Mais l'entreprise dispose d'autres moyens pour atteindre ses utilisateurs et collecter des données, notamment Gmail, YouTube, le matériel et le Play Store. Elle possède également sa propre application qui fait office de navigateur web et pourrait constituer une alternative efficace à Chrome.

Parry appelle cela un « inconvénient gérable ».

Lukasz Olejnik, expert indépendant en cybersécurité, a exprimé ses inquiétudes quant à l'avenir du marché du web en général en cas de vente de Chrome.
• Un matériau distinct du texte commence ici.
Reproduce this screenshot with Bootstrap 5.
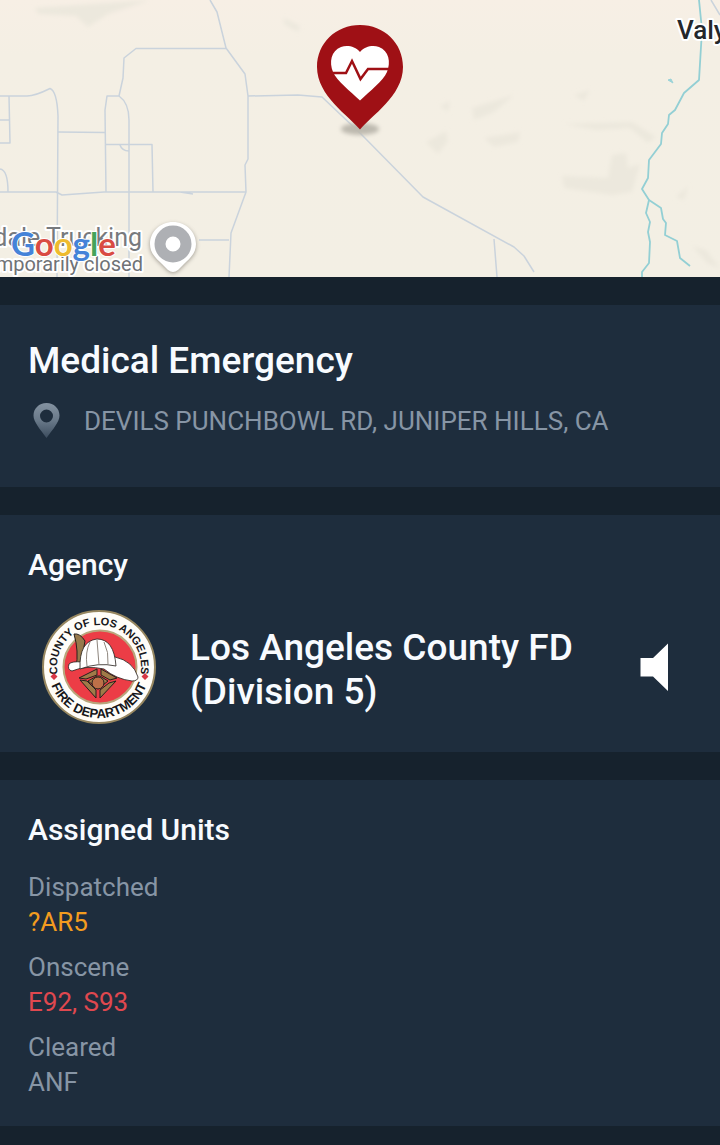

Il a déclaré que Chrome adopte très rapidement les avancées technologiques grâce au soutien financier de Google.

Les navigateurs pourraient se retrouver seuls en difficulté et, par conséquent, affaiblir l’ensemble de l’écosystème Web.

« Le pire scénario est une baisse de la confidentialité et de la sécurité de milliards d’utilisateurs, ainsi qu’une augmentation inimaginable de la cybercriminalité », a-t-il averti.

L'une des plus grandes questions sans réponse est de savoir qui peut se permettre d'acheter Chrome. Bloomberg News estime la valeur du navigateur entre 15 et 20 milliards de dollars au moins. Les autorités antitrust pourraient empêcher une grande entreprise d'acquérir Chrome.

Google prévoit de faire appel de toute décision, ce qui pourrait retarder son application de plusieurs années. Lee-Anne Mulholland, vice-présidente des affaires juridiques de Google, a fait valoir que la décision du ministère de la Justice porterait préjudice aux utilisateurs, aux développeurs et au leadership technologique américain à un moment crucial.